> _SOURCE MATERIAL_
====

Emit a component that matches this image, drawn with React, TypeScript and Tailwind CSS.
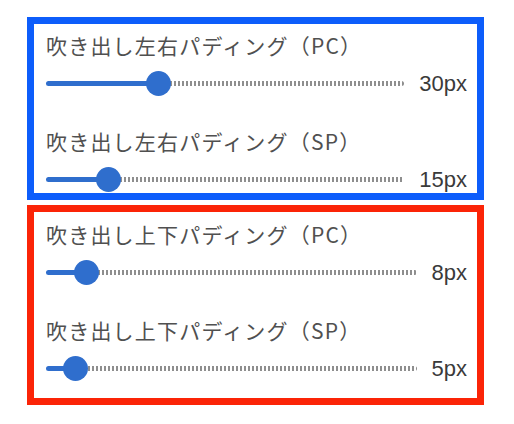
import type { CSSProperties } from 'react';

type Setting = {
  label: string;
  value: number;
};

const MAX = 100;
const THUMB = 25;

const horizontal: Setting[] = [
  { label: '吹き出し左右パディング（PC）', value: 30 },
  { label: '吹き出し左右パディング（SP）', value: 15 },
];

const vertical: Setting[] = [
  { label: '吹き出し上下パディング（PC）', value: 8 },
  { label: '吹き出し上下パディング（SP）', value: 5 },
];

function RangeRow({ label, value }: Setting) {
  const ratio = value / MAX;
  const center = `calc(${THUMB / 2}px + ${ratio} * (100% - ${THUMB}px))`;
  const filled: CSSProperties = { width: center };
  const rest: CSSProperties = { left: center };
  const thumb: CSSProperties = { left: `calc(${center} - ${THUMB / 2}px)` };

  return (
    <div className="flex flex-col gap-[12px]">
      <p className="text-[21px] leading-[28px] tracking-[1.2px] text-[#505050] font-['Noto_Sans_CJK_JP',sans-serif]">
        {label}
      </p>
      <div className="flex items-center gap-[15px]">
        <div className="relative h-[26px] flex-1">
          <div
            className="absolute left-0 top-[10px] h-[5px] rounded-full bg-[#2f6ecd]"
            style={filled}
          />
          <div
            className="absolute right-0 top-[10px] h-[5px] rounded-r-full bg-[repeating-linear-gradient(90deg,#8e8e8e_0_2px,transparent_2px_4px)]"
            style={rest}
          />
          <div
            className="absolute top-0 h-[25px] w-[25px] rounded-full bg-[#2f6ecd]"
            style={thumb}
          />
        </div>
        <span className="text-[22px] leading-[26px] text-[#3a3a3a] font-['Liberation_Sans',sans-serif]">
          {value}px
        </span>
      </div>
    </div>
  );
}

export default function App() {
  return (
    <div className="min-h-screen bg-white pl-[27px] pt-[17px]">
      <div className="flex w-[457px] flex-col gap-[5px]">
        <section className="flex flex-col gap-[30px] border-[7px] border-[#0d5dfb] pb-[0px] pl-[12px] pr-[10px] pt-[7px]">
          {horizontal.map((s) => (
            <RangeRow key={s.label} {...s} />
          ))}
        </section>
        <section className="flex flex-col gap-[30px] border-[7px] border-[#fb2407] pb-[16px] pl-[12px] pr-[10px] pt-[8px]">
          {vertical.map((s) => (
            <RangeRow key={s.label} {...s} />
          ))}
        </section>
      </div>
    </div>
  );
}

====

> _EXERCISE_
Reproduce the material above from its first line through the line containing "const THUMB = 25;", both ends included, and skip every picture.

> _FULL ANSWER_
Emit a component that matches this image, drawn with React, TypeScript and Tailwind CSS.
import type { CSSProperties } from 'react';

type Setting = {
  label: string;
  value: number;
};

const MAX = 100;
const THUMB = 25;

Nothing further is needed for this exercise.